*What you need to do*: Set the listing down unchanged, minus every embedded image.

>> Begin Record list

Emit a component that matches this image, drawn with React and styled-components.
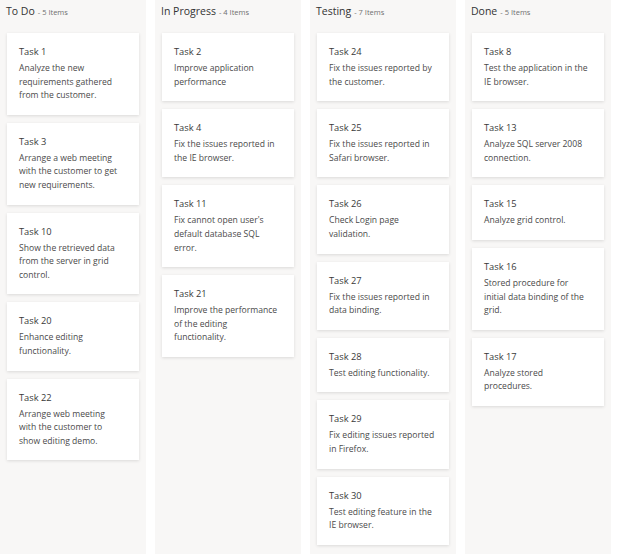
import React from 'react';
import styled, { createGlobalStyle } from 'styled-components';

const GlobalStyle = createGlobalStyle`
  body {
    margin: 0;
    background: #ffffff;
    font-family: "Open Sans", "Noto Sans", sans-serif;
    color: #333333;
  }
`;

const Board = styled.div`
  display: flex;
  align-items: stretch;
  gap: 9px;
  width: 611px;
`;

const Column = styled.div`
  width: 146px;
  flex: none;
  background: #f8f7f6;
  padding: 0 7px 9px 7px;
  box-sizing: border-box;
  display: flex;
  flex-direction: column;
`;

const Header = styled.div`
  height: 33px;
  display: flex;
  align-items: baseline;
  padding-top: 4px;
  margin-left: -1px;
  box-sizing: border-box;
  white-space: nowrap;
`;

const HeaderTitle = styled.span`
  font-size: 10.5px;
  color: #333333;
`;

const HeaderCount = styled.span`
  font-size: 7.5px;
  color: #707070;
  margin-left: 3px;
`;

const CardList = styled.div`
  display: flex;
  flex-direction: column;
  gap: 8px;
`;

const Card = styled.div`
  background: #ffffff;
  box-shadow: 0 1px 3px rgba(0, 0, 0, 0.12);
  padding: 12px 8px 12px 12px;
  box-sizing: border-box;
`;

const CardTitle = styled.div`
  font-size: 9.3px;
  line-height: 14px;
  color: #3a3a3a;
  margin-bottom: 3px;
`;

const CardText = styled.div`
  font-size: 8.6px;
  line-height: 13.6px;
  color: #4a4a4a;
  white-space: pre-line;
`;

const columns = [
  {
    title: 'To Do',
    cards: [
      ['Task 1', 'Analyze the new\nrequirements gathered\nfrom the customer.'],
      ['Task 3', 'Arrange a web meeting\nwith the customer to get\nnew requirements.'],
      ['Task 10', 'Show the retrieved data\nfrom the server in grid\ncontrol.'],
      ['Task 20', 'Enhance editing\nfunctionality.'],
      ['Task 22', 'Arrange web meeting\nwith the customer to\nshow editing demo.'],
    ],
  },
  {
    title: 'In Progress',
    cards: [
      ['Task 2', 'Improve application\nperformance'],
      ['Task 4', 'Fix the issues reported in\nthe IE browser.'],
      ['Task 11', "Fix cannot open user's\ndefault database SQL\nerror."],
      ['Task 21', 'Improve the performance\nof the editing\nfunctionality.'],
    ],
  },
  {
    title: 'Testing',
    cards: [
      ['Task 24', 'Fix the issues reported by\nthe customer.'],
      ['Task 25', 'Fix the issues reported in\nSafari browser.'],
      ['Task 26', 'Check Login page\nvalidation.'],
      ['Task 27', 'Fix the issues reported in\ndata binding.'],
      ['Task 28', 'Test editing functionality.'],
      ['Task 29', 'Fix editing issues reported\nin Firefox.'],
      ['Task 30', 'Test editing feature in the\nIE browser.'],
    ],
  },
  {
    title: 'Done',
    cards: [
      ['Task 8', 'Test the application in the\nIE browser.'],
      ['Task 13', 'Analyze SQL server 2008\nconnection.'],
      ['Task 15', 'Analyze grid control.'],
      ['Task 16', 'Stored procedure for\ninitial data binding of the\ngrid.'],
      ['Task 17', 'Analyze stored\nprocedures.'],
    ],
  },
];

export default function App() {
  return (
    <>
      <GlobalStyle />
      <Board>
        {columns.map(col => (
          <Column key={col.title}>
            <Header>
              <HeaderTitle>{col.title}</HeaderTitle>
              <HeaderCount>- {col.cards.length} Items</HeaderCount>
            </Header>
            <CardList>
              {col.cards.map(([title, text]) => (
                <Card key={title}>
                  <CardTitle>{title}</CardTitle>
                  <CardText>{text}</CardText>
                </Card>
              ))}
            </CardList>
          </Column>
        ))}
      </Board>
    </>
  );
}
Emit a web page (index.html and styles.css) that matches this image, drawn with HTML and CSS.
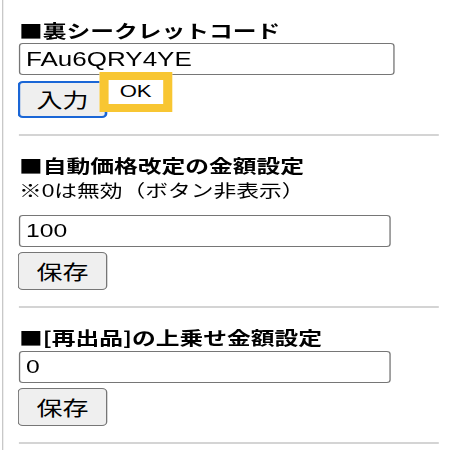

>> End Record list

*Task output*:
Emit a component that matches this image, drawn with React and styled-components.
import React from 'react';
import styled, { createGlobalStyle } from 'styled-components';

const GlobalStyle = createGlobalStyle`
  body {
    margin: 0;
    background: #ffffff;
    font-family: "Open Sans", "Noto Sans", sans-serif;
    color: #333333;
  }
`;

const Board = styled.div`
  display: flex;
  align-items: stretch;
  gap: 9px;
  width: 611px;
`;

const Column = styled.div`
  width: 146px;
  flex: none;
  background: #f8f7f6;
  padding: 0 7px 9px 7px;
  box-sizing: border-box;
  display: flex;
  flex-direction: column;
`;

const Header = styled.div`
  height: 33px;
  display: flex;
  align-items: baseline;
  padding-top: 4px;
  margin-left: -1px;
  box-sizing: border-box;
  white-space: nowrap;
`;

const HeaderTitle = styled.span`
  font-size: 10.5px;
  color: #333333;
`;

const HeaderCount = styled.span`
  font-size: 7.5px;
  color: #707070;
  margin-left: 3px;
`;

const CardList = styled.div`
  display: flex;
  flex-direction: column;
  gap: 8px;
`;

const Card = styled.div`
  background: #ffffff;
  box-shadow: 0 1px 3px rgba(0, 0, 0, 0.12);
  padding: 12px 8px 12px 12px;
  box-sizing: border-box;
`;

const CardTitle = styled.div`
  font-size: 9.3px;
  line-height: 14px;
  color: #3a3a3a;
  margin-bottom: 3px;
`;

const CardText = styled.div`
  font-size: 8.6px;
  line-height: 13.6px;
  color: #4a4a4a;
  white-space: pre-line;
`;

const columns = [
  {
    title: 'To Do',
    cards: [
      ['Task 1', 'Analyze the new\nrequirements gathered\nfrom the customer.'],
      ['Task 3', 'Arrange a web meeting\nwith the customer to get\nnew requirements.'],
      ['Task 10', 'Show the retrieved data\nfrom the server in grid\ncontrol.'],
      ['Task 20', 'Enhance editing\nfunctionality.'],
      ['Task 22', 'Arrange web meeting\nwith the customer to\nshow editing demo.'],
    ],
  },
  {
    title: 'In Progress',
    cards: [
      ['Task 2', 'Improve application\nperformance'],
      ['Task 4', 'Fix the issues reported in\nthe IE browser.'],
      ['Task 11', "Fix cannot open user's\ndefault database SQL\nerror."],
      ['Task 21', 'Improve the performance\nof the editing\nfunctionality.'],
    ],
  },
  {
    title: 'Testing',
    cards: [
      ['Task 24', 'Fix the issues reported by\nthe customer.'],
      ['Task 25', 'Fix the issues reported in\nSafari browser.'],
      ['Task 26', 'Check Login page\nvalidation.'],
      ['Task 27', 'Fix the issues reported in\ndata binding.'],
      ['Task 28', 'Test editing functionality.'],
      ['Task 29', 'Fix editing issues reported\nin Firefox.'],
      ['Task 30', 'Test editing feature in the\nIE browser.'],
    ],
  },
  {
    title: 'Done',
    cards: [
      ['Task 8', 'Test the application in the\nIE browser.'],
      ['Task 13', 'Analyze SQL server 2008\nconnection.'],
      ['Task 15', 'Analyze grid control.'],
      ['Task 16', 'Stored procedure for\ninitial data binding of the\ngrid.'],
      ['Task 17', 'Analyze stored\nprocedures.'],
    ],
  },
];

export default function App() {
  return (
    <>
      <GlobalStyle />
      <Board>
        {columns.map(col => (
          <Column key={col.title}>
            <Header>
              <HeaderTitle>{col.title}</HeaderTitle>
              <HeaderCount>- {col.cards.length} Items</HeaderCount>
            </Header>
            <CardList>
              {col.cards.map(([title, text]) => (
                <Card key={title}>
                  <CardTitle>{title}</CardTitle>
                  <CardText>{text}</CardText>
                </Card>
              ))}
            </CardList>
          </Column>
        ))}
      </Board>
    </>
  );
}
Emit a web page (index.html and styles.css) that matches this image, drawn with HTML and CSS.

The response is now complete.